— START —
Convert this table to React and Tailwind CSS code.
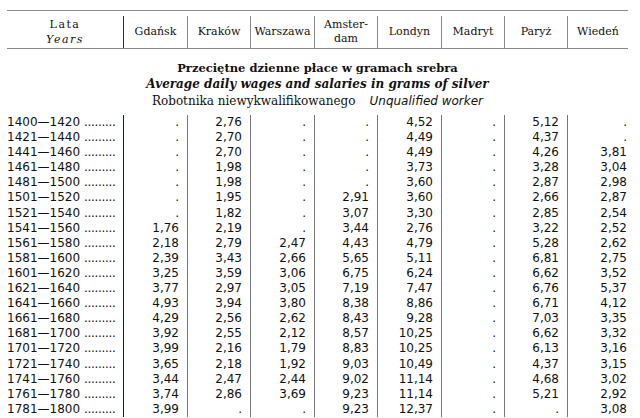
import React from "react";

const years = [
  "1400—1420","1421—1440","1441—1460","1461—1480","1481—1500","1501—1520","1521—1540","1541—1560","1561—1580","1581—1600",
  "1601—1620","1621—1640","1641—1660","1661—1680","1681—1700","1701—1720","1721—1740","1741—1760","1761—1780","1781—1800",
];

const cols = [
  [".",".",".",".",".",".",".","1,76","2,18","2,39","3,25","3,77","4,93","4,29","3,92","3,99","3,65","3,44","3,74","3,99"],
  ["2,76","2,70","2,70","1,98","1,98","1,95","1,82","2,19","2,79","3,43","3,59","2,97","3,94","2,56","2,55","2,16","2,18","2,47","2,86","."],
  [".",".",".",".",".",".",".",".","2,47","2,66","3,06","3,05","3,80","2,62","2,12","1,79","1,92","2,44","3,69","."],
  [".",".",".",".",".","2,91","3,07","3,44","4,43","5,65","6,75","7,19","8,38","8,43","8,57","8,83","9,03","9,02","9,23","9,23"],
  ["4,52","4,49","4,49","3,73","3,60","3,60","3,30","2,76","4,79","5,11","6,24","7,47","8,86","9,28","10,25","10,25","10,49","11,14","11,14","12,37"],
  [".",".",".",".",".",".",".",".",".",".",".",".",".",".",".",".",".",".",".","."],
  ["5,12","4,37","4,26","3,28","2,87","2,66","2,85","3,22","5,28","6,81","6,62","6,76","6,71","7,03","6,62","6,13","4,37","4,68","5,21","."],
  [".",".","3,81","3,04","2,98","2,87","2,54","2,52","2,62","2,75","3,52","5,37","4,12","3,35","3,32","3,16","3,15","3,02","2,92","3,08"],
];

const serif = "font-['DejaVu_Serif',serif]";
const sans = "font-['DejaVu_Sans',Verdana,sans-serif]";

export default function App() {
  const grid = "grid grid-cols-[117px_64px_63px_64px_63px_64px_63px_63px_60px]";
  return (
    <div className="w-[640px] h-[418px] overflow-hidden bg-white pl-[7px] pt-[10px] text-[#111]">
      <div className="w-[621px]">
        <div className={`${grid} h-[39px] border-y border-[#8a8a8a] ${serif} text-[11px] pt-[5px]`}>
          <div className="flex flex-col items-center justify-center border-r border-[#333] leading-[15px] tracking-[1.5px]">
            <span>Lata</span>
            <span className="italic">Years</span>
          </div>
          <div className="flex items-center justify-center border-r border-[#8a8a8a]">Gdańsk</div>
          <div className="flex items-center justify-center border-r border-[#8a8a8a]">Kraków</div>
          <div className="flex items-center justify-center border-r border-[#8a8a8a]">Warszawa</div>
          <div className="flex flex-col items-center justify-center border-r border-[#8a8a8a] leading-[14px]">
            <span>Amster-</span>
            <span>dam</span>
          </div>
          <div className="flex items-center justify-center border-r border-[#8a8a8a]">Londyn</div>
          <div className="flex items-center justify-center border-r border-[#8a8a8a]">Madryt</div>
          <div className="flex items-center justify-center border-r border-[#8a8a8a]">Paryż</div>
          <div className="flex items-center justify-center">Wiedeń</div>
        </div>

        <div className="h-[66px] pt-[11px] flex flex-col items-center leading-[16.4px]">
          <div className={`${serif} font-bold text-[11.5px]`}>Przeciętne dzienne płace w gramach srebra</div>
          <div className={`${serif} font-bold italic text-[12px]`}>Average daily wages and salaries in grams of silver</div>
          <div className="flex items-baseline gap-[14px] text-[12px]">
            <span className={serif}>Robotnika niewykwalifikowanego</span>
            <span className={`${sans} italic text-[12px]`}>Unqualified worker</span>
          </div>
        </div>

        <div className={`${grid} ${sans} text-[12px] leading-[15.1px]`}>
          <div className="border-r border-[#222] whitespace-nowrap">
            {years.map((y) => (
              <div key={y} className="h-[15.1px]">
                {y} <span className="tracking-[-0.3px]">.........</span>
              </div>
            ))}
          </div>
          {cols.map((c, i) => (
            <div
              key={i}
              className={
                i === cols.length - 1
                  ? "text-right pr-[1px]"
                  : "text-right pr-[8px] border-r border-[#777]"
              }
            >
              {c.map((v, j) => (
                <div key={j} className="h-[15.1px]">
                  {v}
                </div>
              ))}
            </div>
          ))}
        </div>
      </div>
    </div>
  );
}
— END —
-- DO THIS --
Collect each line containing the string "React".

-- THE REPLY --
Convert this table to React and Tailwind CSS code.
import React from "react";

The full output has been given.